How the edge of space became up for interpretation
As the billionaire space race continues between Richard Branson, Elon Musk and Jeff Bezos, many are asking questions about how far into space they actually went.
Richard Branson’s Virgin Galactic flight on 12 July rocketed up to 86 km off the ground, while Jeff Bezos’s Blue Origin flight recently reached just over 107 km.
However, these figures have experts wondering if either of them truly left the planet’s atmosphere.
Jonti Horner, an astronomer at the University of Southern Queensland, says the age-old questions of where the atmosphere ends and where space begins can be open to interpretation.
“It’s one of those questions that’s a bit like saying, ‘When are you old enough to drink?’ or ‘When are you old enough to drive?’ Every country has their own version of an answer.”
“Where space starts and the atmosphere ends is a little bit like that, in that the atmosphere doesn’t just suddenly stop,” Horner told Cosmos Magazine in a recent interview.

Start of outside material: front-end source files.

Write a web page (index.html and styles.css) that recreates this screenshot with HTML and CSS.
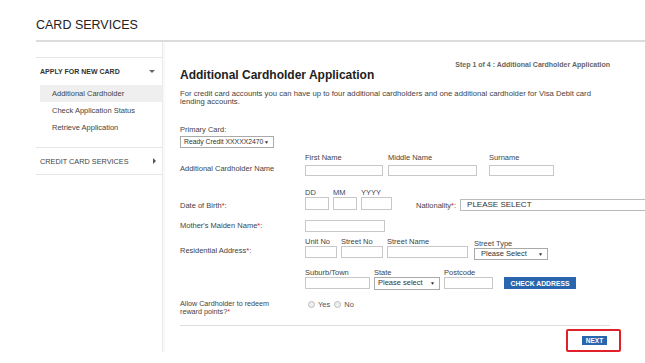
FILE: index.html
```html
<!DOCTYPE html>
<html lang="en">
<head>
    <meta charset="UTF-8">
    <meta name="viewport" content="width=device-width, initial-scale=1.0">
    <title>Card Services</title>
    <link rel="stylesheet" href="styles.css">
</head>
<body>
    <header class="top">
        <h1>CARD SERVICES</h1>
    </header>

    <div class="layout">
        <aside class="sidebar">
            <div class="nav-group open">
                <div class="nav-head bold">APPLY FOR NEW CARD <span class="caret-down"></span></div>
                <ul class="nav-items">
                    <li class="active">Additional Cardholder</li>
                    <li>Check Application Status</li>
                    <li>Retrieve Application</li>
                </ul>
            </div>
            <div class="nav-group">
                <div class="nav-head">CREDIT CARD SERVICES <span class="caret-right"></span></div>
            </div>
        </aside>

        <main class="content">
            <div class="title-row">
                <h2>Additional Cardholder Application</h2>
                <span class="step">Step 1 of 4 : Additional Cardholder Application</span>
            </div>
            <p class="intro">For credit card accounts you can have up to four additional cardholders and one additional cardholder for Visa Debit card lending accounts.</p>

            <div class="primary">
                <div class="primary-label">Primary Card:</div>
                <div class="select sel-primary">Ready Credit XXXXX2470 <span class="arrow">&#9660;</span></div>
            </div>

            <div class="row row-name">
                <div class="row-label">Additional Cardholder Name</div>
                <div class="fields">
                    <div class="field"><span class="field-label">First Name</span><input class="f-first" type="text"></div>
                    <div class="field"><span class="field-label">Middle Name</span><input class="f-middle" type="text"></div>
                    <div class="field gap-wide"><span class="field-label">Surname</span><input class="f-surname" type="text"></div>
                </div>
            </div>

            <div class="row row-dob">
                <div class="row-label">Date of Birth<span class="req">*</span>:</div>
                <div class="fields">
                    <div class="field"><span class="field-label">DD</span><input class="f-day" type="text"></div>
                    <div class="field"><span class="field-label">MM</span><input class="f-month" type="text"></div>
                    <div class="field"><span class="field-label">YYYY</span><input class="f-year" type="text"></div>
                    <div class="nationality">
                        <span class="nat-label">Nationality<span class="req">*</span>:</span>
                        <div class="select sel-nation">PLEASE SELECT</div>
                    </div>
                </div>
            </div>

            <div class="row row-maiden">
                <div class="row-label">Mother's Maiden Name<span class="req">*</span>:</div>
                <input class="f-maiden" type="text">
            </div>

            <div class="row row-address">
                <div class="row-label">Residential Address<span class="req">*</span>:</div>
                <div class="fields">
                    <div class="field"><span class="field-label">Unit No</span><input class="f-unit" type="text"></div>
                    <div class="field"><span class="field-label">Street No</span><input class="f-streetno" type="text"></div>
                    <div class="field"><span class="field-label">Street Name</span><input class="f-streetname" type="text"></div>
                    <div class="field gap-mid"><span class="field-label">Street Type</span><div class="select sel-type">Please Select <span class="arrow">&#9660;</span></div></div>
                </div>
            </div>

            <div class="row row-suburb">
                <div class="row-label"></div>
                <div class="fields">
                    <div class="field"><span class="field-label">Suburb/Town</span><input class="f-suburb" type="text"></div>
                    <div class="field"><span class="field-label">State</span><div class="select sel-state">Please select <span class="arrow">&#9660;</span></div></div>
                    <div class="field"><span class="field-label">Postcode</span><input class="f-postcode" type="text"></div>
                    <button class="btn btn-check">CHECK ADDRESS</button>
                </div>
            </div>

            <div class="row row-allow">
                <div class="row-label allow-label required">Allow Cardholder to redeem reward points?</div>
                <div class="radios">
                    <span class="radio"></span><span class="radio-text">Yes</span>
                    <span class="radio"></span><span class="radio-text">No</span>
                </div>
            </div>

            <hr class="divider">

            <div class="actions">
                <div class="highlight">
                    <button class="btn btn-next">NEXT</button>
                </div>
            </div>
        </main>
    </div>
</body>
</html>
```

FILE: styles.css
```css
body {
    font-family: "Liberation Sans", Arial, sans-serif;
    margin: 0;
    padding: 0;
    background-color: #fff;
    color: #444;
    overflow: hidden;
}

.top {
    height: 42px;
    margin-left: 36px;
    border-bottom: 2px solid #dcdcdc;
    box-sizing: border-box;
}

.top h1 {
    margin: 0;
    padding-top: 18px;
    font-size: 12.5px;
    line-height: 14px;
    font-weight: normal;
    color: #222;
}

.layout {
    display: flex;
}

/* sidebar */
.sidebar {
    width: 126px;
    min-height: 276px;
    margin-left: 36px;
    padding-top: 15px;
    border-right: 1px solid #ebebeb;
    box-shadow: 2px 0 2px rgba(0, 0, 0, 0.03);
    box-sizing: content-box;
}

.nav-group {
    border-top: 1px solid #e6e6e6;
}

.nav-group.open {
    padding-bottom: 11px;
}

.nav-group:last-child {
    border-bottom: 1px solid #e6e6e6;
}

.nav-head {
    height: 26px;
    padding-left: 4px;
    display: flex;
    align-items: center;
    font-size: 7.3px;
    color: #444;
    position: relative;
}

.nav-group.open .nav-head {
    height: 27px;
}

.bold {
    font-weight: bold;
    font-size: 7px;
    color: #333;
}

.caret-down {
    position: absolute;
    right: 7px;
    top: 12px;
    border-left: 3px solid transparent;
    border-right: 3px solid transparent;
    border-top: 3px solid #666;
}

.caret-right {
    position: absolute;
    right: 6px;
    top: 10px;
    border-top: 3px solid transparent;
    border-bottom: 3px solid transparent;
    border-left: 3px solid #555;
}

.nav-items {
    list-style: none;
    margin: 0 0 0 4px;
    padding: 0;
}

.nav-items li {
    height: 17px;
    line-height: 17px;
    padding-left: 12px;
    font-size: 7.5px;
    color: #444;
}

.nav-items li.active {
    background-color: #efefef;
}

/* main content */
.content {
    width: 430px;
    padding-left: 17px;
    padding-top: 19px;
}

.title-row {
    display: flex;
    justify-content: space-between;
    align-items: flex-start;
}

.title-row h2 {
    margin: 6px 0 0;
    font-size: 12px;
    line-height: 16px;
    color: #222;
}

.step {
    font-size: 7px;
    line-height: 8px;
    font-weight: bold;
    color: #666;
    white-space: nowrap;
}

.intro {
    margin: 7px 0 0;
    font-size: 7.7px;
    line-height: 8px;
    color: #444;
}

.primary {
    margin-top: 20px;
}

.primary-label {
    font-size: 7.5px;
    line-height: 8px;
}

.select {
    height: 12px;
    border: 1px solid #aaa;
    box-sizing: border-box;
    background: #fff;
    font-size: 7.5px;
    line-height: 10px;
    padding-left: 3px;
    color: #333;
    display: flex;
    justify-content: space-between;
    white-space: nowrap;
}

.select .arrow {
    font-size: 5px;
    padding-right: 4px;
}

.sel-primary {
    width: 94px;
    margin-top: 2px;
    font-size: 6.8px;
}

.row {
    display: flex;
    align-items: flex-end;
}

.row-label {
    width: 125px;
    flex-shrink: 0;
    font-size: 7.5px;
    line-height: 8px;
    color: #444;
}

.req,
.required::after {
    color: #d22;
}

.required::after {
    content: "*";
}

.fields {
    display: flex;
    align-items: flex-end;
    gap: 5px;
}

.field {
    display: flex;
    flex-direction: column;
}

.field-label {
    font-size: 7.5px;
    line-height: 8px;
    color: #444;
    white-space: nowrap;
}

input {
    height: 12px;
    border: 1px solid #c8c8c8;
    box-sizing: border-box;
    padding: 0;
    margin: 0;
    background: #fff;
}

.row-name {
    margin-top: 6px;
}

.row-name .row-label {
    margin-bottom: 3px;
}

.row-name .field-label {
    margin-bottom: 3px;
}

.row-name input {
    height: 11px;
}

.gap-wide {
    margin-left: 7px;
}

.f-first { width: 78px; }
.f-middle { width: 89px; }
.f-surname { width: 65px; }

.row-dob {
    margin-top: 13px;
}

.row-dob input {
    height: 13px;
}

.row-dob .fields {
    gap: 4px;
}

.f-day { width: 24px; }
.f-month { width: 24px; }
.f-year { width: 31px; }

.nationality {
    display: flex;
    align-items: center;
    margin-left: 20px;
    margin-bottom: -1px;
}

.nat-label {
    font-size: 7.5px;
    margin-right: 4px;
}

.sel-nation {
    width: 190px;
    font-size: 8px;
    padding-left: 6px;
    border-color: #bbb;
}

.row-maiden {
    margin-top: 10px;
}

.row-maiden .row-label {
    margin-bottom: 2px;
}

.f-maiden { width: 80px; }

.row-address {
    margin-top: 6px;
}

.row-address .row-label {
    margin-bottom: 3px;
}

.row-address .fields {
    gap: 4px;
}

.f-unit { width: 32px; }
.f-streetno { width: 42px; }
.f-streetname { width: 81px; }

.gap-mid {
    margin-left: 2px;
    margin-bottom: -2px;
}

.sel-type {
    width: 74px;
    padding-left: 6px;
}

.row-suburb {
    margin-top: 11px;
}

.row-suburb .fields {
    gap: 4px;
}

.f-suburb { width: 65px; }
.f-postcode { width: 49px; }

.sel-state {
    width: 66px;
    height: 13px;
    margin-bottom: -1px;
}

.btn {
    border: none;
    background-color: #2a66ad;
    color: #fff;
    font-family: "Liberation Sans", Arial, sans-serif;
    font-weight: bold;
    padding: 0;
    cursor: pointer;
}

.btn-check {
    width: 72px;
    height: 12px;
    font-size: 6.8px;
    margin-left: 7px;
    margin-bottom: 0;
}

.row-allow {
    margin-top: 11px;
    align-items: flex-start;
}

.allow-label {
    width: 100px;
    margin-right: 25px;
    font-size: 7.2px;
    line-height: 8.4px;
}

.radios {
    display: flex;
    align-items: center;
    height: 8px;
    margin-left: 3px;
    font-size: 7.5px;
}

.radio {
    width: 5px;
    height: 5px;
    border: 1px solid #bbb;
    border-radius: 50%;
    background: #eee;
    margin-right: 3px;
}

.radio-text {
    margin-right: 4px;
    color: #555;
}

.divider {
    margin: 8px 0 0;
    border: none;
    border-top: 1px solid #ddd;
    height: 0;
}

.actions {
    display: flex;
    justify-content: flex-end;
    margin-right: -11px;
    margin-top: 3px;
}

.highlight {
    border: 2px solid #e0202a;
    border-radius: 2px;
    padding: 5px 12px 5px 14px;
}

.btn-next {
    width: 25px;
    height: 9px;
    font-size: 6.5px;
    line-height: 9px;
    display: block;
}
```
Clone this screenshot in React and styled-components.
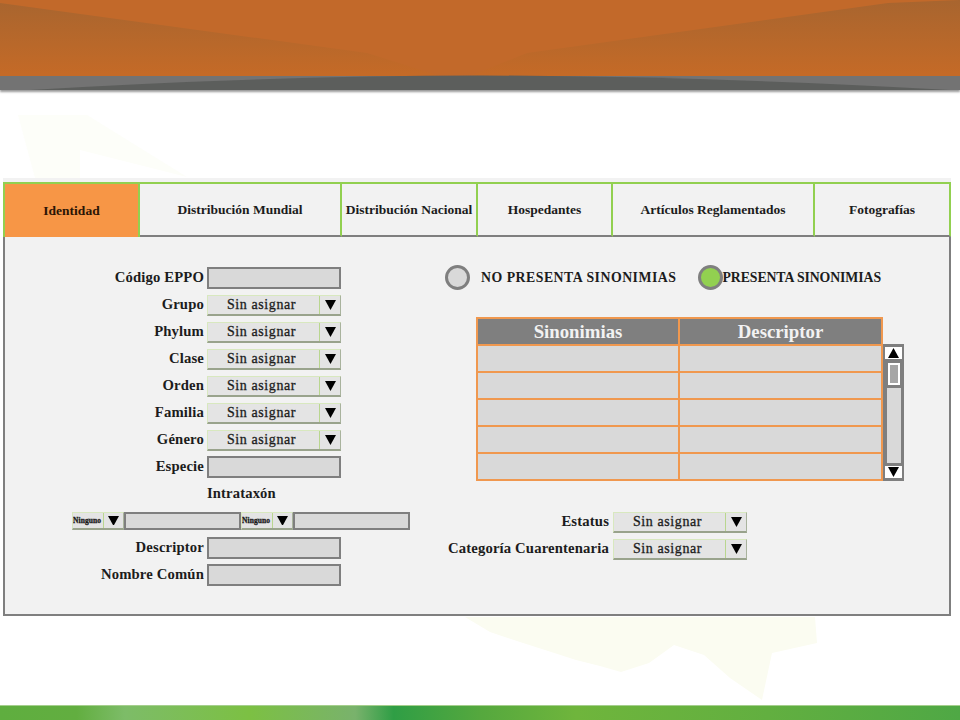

“The higher up you go, the thinner the atmosphere gets, and it keeps getting thinner and thinner and thinner, until eventually you can’t tell that it’s there anymore.”
The official final point is approximately 10,000km above the surface, leaving no surprise why some want the line drawn a little closer to the Earth’s surface.
The US military, the Federal Aviation Administration and NASA all define the edge of space as 80 km off the ground, towards the upper part of the mesosphere.
This definition is very different to The Fédération Aéronautique Internationale (FAI), an international record-keeping body for aeronautics, who have adopted their own definition in the 1960s.
Called the “Kármán line”, it marks the beginning of space at 100 km above Earth’s mean sea level.
Despite all these varying measurements, Horner says they are equally as good and as bad as each other.
“Now that we are in this era of commercial space tourism, suddenly people want to know where [the boundary] is because they want to know that what they did was really good enough.”